Microsoft to raise prices of some PCs by up to £400 due to… you’ve guessed it, Brexit.

A Microsoft spokesperson said: “In response to a recent review we are adjusting the British pound prices of some of our hardware and consumer software in order to align to market dynamics. For indirect sales where our products and services are sold through partners, final prices will continue to be determined by them.”

Hardware increases are one thing…

Now I understand the issue price increases in the supply chain of physical product. But announcements by Microsoft to increase software prices and Apple upping the price of apps just feels like blatant profiteering – using changes in exchange rates and the political landscape as a convenient Trojan Horse.

Last October Microsoft said it would raise the prices of its UK enterprise software services such as Office and Azure by as much as 13%.

Then in January this year, Apple announced that it was to increase prices of the cheapest apps from 79p to 99p – making them comparable to US app store pricing of 99 cents. These changes also had a significant impact on more expensive gaming apps. For example, the paid version of Super Mario Run went up from £7.99 to £9.99 – an increase of 25%.

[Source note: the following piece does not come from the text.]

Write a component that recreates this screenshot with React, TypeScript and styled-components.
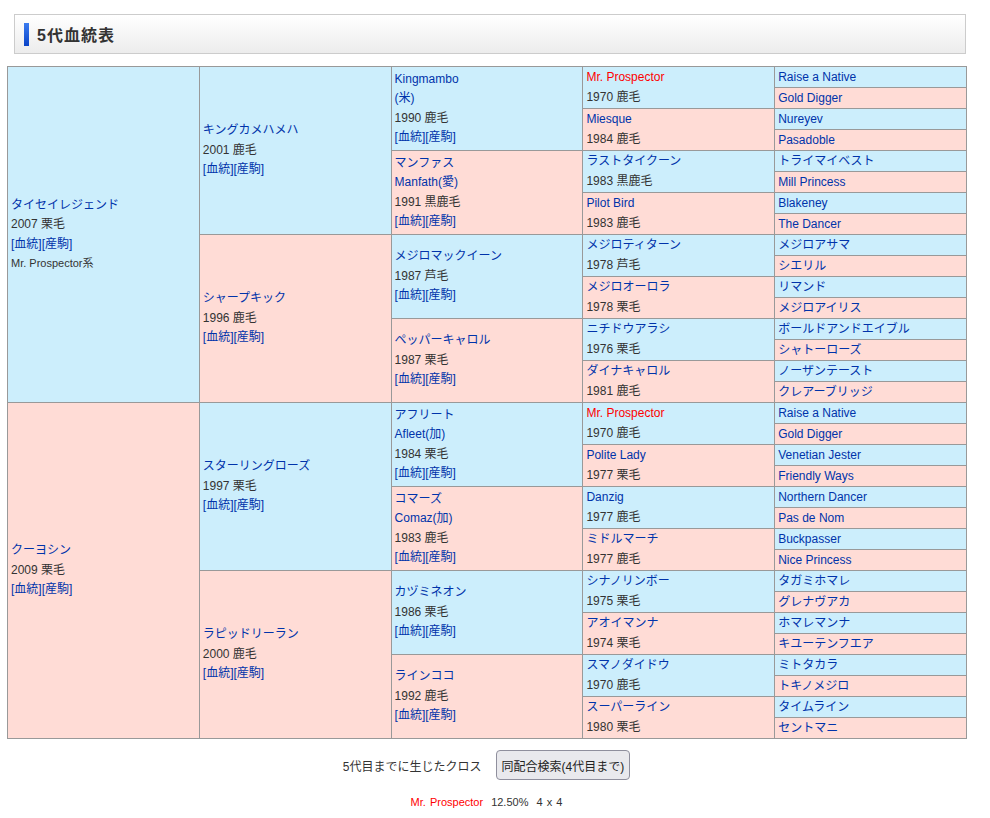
import { createGlobalStyle, styled } from "styled-components";

const Global = createGlobalStyle`
  body { margin: 0; background: #fff; font-family: "Liberation Sans", "Noto Sans CJK JP", sans-serif; font-size: 12px; color: #333; }
`;

const Page = styled.div`
  padding: 14px 24px 0 7px;
  width: 990px;
  box-sizing: border-box;
`;

const Heading = styled.h2`
  margin: 0 0 12px 7px;
  height: 40px;
  box-sizing: border-box;
  border: 1px solid #ccc;
  background: linear-gradient(#fff, #ececec);
  display: flex;
  align-items: center;
  gap: 8px;
  padding-left: 9px;
  font-size: 16px;
  font-weight: bold;
  color: #333;
  letter-spacing: 1px;
  &::before {
    content: "";
    width: 5px;
    height: 23px;
    background: linear-gradient(#3b7cf0, #0a44c8);
  }
`;

const Table = styled.table`
  border-collapse: collapse;
  width: 960px;
  table-layout: fixed;
  border: 1px solid #999;
`;

const Cell = styled.td<{ $female: boolean; $gen: number }>`
  background: ${(p) => (p.$female ? "#ffdcd6" : "#cceefc")};
  border: 1px solid #999;
  vertical-align: middle;
  padding: 0 3px;
  height: 20px;
  line-height: ${(p) => (p.$gen === 5 ? "20px" : "19.5px")};
  white-space: nowrap;
  overflow: hidden;
`;

const Name = styled.a<{ $red?: boolean }>`
  color: ${(p) => (p.$red ? "#ff0000" : "#0033aa")};
  text-decoration: none;
  display: block;
`;

const Link = styled.a`
  color: #0033aa;
  text-decoration: none;
`;

const Line = styled.div``;

const Small = styled.div`
  font-size: 11px;
`;

const Cross = styled.div`
  display: flex;
  justify-content: center;
  align-items: center;
  gap: 14px;
  margin-top: 11px;
  font-size: 12px;
`;

const Button = styled.button`
  font-family: inherit;
  font-size: 12px;
  color: #222;
  background: #e9e9ed;
  border: 1px solid #8f8f9d;
  border-radius: 4px;
  height: 30px;
  padding: 0 5px;
`;

const CrossResult = styled.div`
  text-align: center;
  margin-top: 16px;
  font-size: 11px;
  word-spacing: 1px;
  span { color: #ff0000; margin-right: 8px; }
`;

type Horse = { n: string[]; d?: string; red?: boolean; line?: string };

const gen1: Horse[] = [
  { n: ["タイセイレジェンド"], d: "2007 栗毛", line: "Mr. Prospector系" },
  { n: ["クーヨシン"], d: "2009 栗毛" },
];
const gen2: Horse[] = [
  { n: ["キングカメハメハ"], d: "2001 鹿毛" },
  { n: ["シャープキック"], d: "1996 鹿毛" },
  { n: ["スターリングローズ"], d: "1997 栗毛" },
  { n: ["ラピッドリーラン"], d: "2000 鹿毛" },
];
const gen3: Horse[] = [
  { n: ["Kingmambo", "(米)"], d: "1990 鹿毛" },
  { n: ["マンファス", "Manfath(愛)"], d: "1991 黒鹿毛" },
  { n: ["メジロマックイーン"], d: "1987 芦毛" },
  { n: ["ペッパーキャロル"], d: "1987 栗毛" },
  { n: ["アフリート", "Afleet(加)"], d: "1984 栗毛" },
  { n: ["コマーズ", "Comaz(加)"], d: "1983 鹿毛" },
  { n: ["カヅミネオン"], d: "1986 栗毛" },
  { n: ["ラインココ"], d: "1992 鹿毛" },
];
const gen4: Horse[] = [
  { n: ["Mr. Prospector"], d: "1970 鹿毛", red: true },
  { n: ["Miesque"], d: "1984 鹿毛" },
  { n: ["ラストタイクーン"], d: "1983 黒鹿毛" },
  { n: ["Pilot Bird"], d: "1983 鹿毛" },
  { n: ["メジロティターン"], d: "1978 芦毛" },
  { n: ["メジロオーロラ"], d: "1978 栗毛" },
  { n: ["ニチドウアラシ"], d: "1976 栗毛" },
  { n: ["ダイナキャロル"], d: "1981 鹿毛" },
  { n: ["Mr. Prospector"], d: "1970 鹿毛", red: true },
  { n: ["Polite Lady"], d: "1977 栗毛" },
  { n: ["Danzig"], d: "1977 鹿毛" },
  { n: ["ミドルマーチ"], d: "1977 鹿毛" },
  { n: ["シナノリンボー"], d: "1975 栗毛" },
  { n: ["アオイマンナ"], d: "1974 栗毛" },
  { n: ["スマノダイドウ"], d: "1970 鹿毛" },
  { n: ["スーパーライン"], d: "1980 栗毛" },
];
const gen5: Horse[] = [
  "Raise a Native", "Gold Digger", "Nureyev", "Pasadoble", "トライマイベスト", "Mill Princess",
  "Blakeney", "The Dancer", "メジロアサマ", "シエリル", "リマンド", "メジロアイリス",
  "ボールドアンドエイブル", "シャトーローズ", "ノーザンテースト", "クレアーブリッジ",
  "Raise a Native", "Gold Digger", "Venetian Jester", "Friendly Ways", "Northern Dancer",
  "Pas de Nom", "Buckpasser", "Nice Princess", "タガミホマレ", "グレナヴアカ", "ホマレマンナ",
  "キユーテンフエア", "ミトタカラ", "トキノメジロ", "タイムライン", "セントマニ",
].map((n) => ({ n: [n] }));

const gens = [gen1, gen2, gen3, gen4, gen5];

function HorseCell({ h, gen, idx }: { h: Horse; gen: number; idx: number }) {
  const span = 32 >> gen;
  return (
    <Cell rowSpan={span} $female={idx % 2 === 1} $gen={gen}>
      {h.n.map((x, i) => (
        <Name key={i} href="#" $red={h.red}>{x}</Name>
      ))}
      {h.d && <Line>{h.d}</Line>}
      {gen <= 3 && (
        <Line>
          <Link href="#">[血統]</Link>
          <Link href="#">[産駒]</Link>
        </Line>
      )}
      {h.line && <Small>{h.line}</Small>}
    </Cell>
  );
}

export default function App() {
  const rows = Array.from({ length: 32 }, (_, r) => (
    <tr key={r}>
      {gens.map((list, g) => {
        const gen = g + 1;
        const span = 32 >> gen;
        if (r % span !== 0) return null;
        const idx = r / span;
        return <HorseCell key={g} h={list[idx]} gen={gen} idx={idx} />;
      })}
    </tr>
  ));
  return (
    <Page>
      <Global />
      <Heading>5代血統表</Heading>
      <Table>
        <tbody>{rows}</tbody>
      </Table>
      <Cross>
        5代目までに生じたクロス
        <Button>同配合検索(4代目まで)</Button>
      </Cross>
      <CrossResult>
        <span>Mr. Prospector</span>12.50%&nbsp; 4 x 4
      </CrossResult>
    </Page>
  );
}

Apple’s justification was that “When foreign exchange rates or taxation changes, we sometimes need to update prices on the App Store. Prices for apps and in-app purchases (excluding subscriptions) will increase in India, Turkey, and the United Kingdom.”

Record profits

So imagine consumers’ joy at the news on January 31 that ‘Apple Reports Record First Quarter Results’… Its statement read: “Apple® today announced financial results for its fiscal 2017 first quarter ended December 31, 2016. The Company posted all-time record quarterly revenue of $78.4 billion and all-time record quarterly earnings per diluted share of $3.36. These results compare to revenue of $75.9 billion and earnings per diluted share of $3.28 in the year-ago quarter. International sales accounted for 64 percent of the quarter’s revenue.”

Well, ain’t that dandy?!

These poor, impoverished tech and software giants ‘forced’ to increase costs, through no fault of their own… And the record profits? Pure coincidence.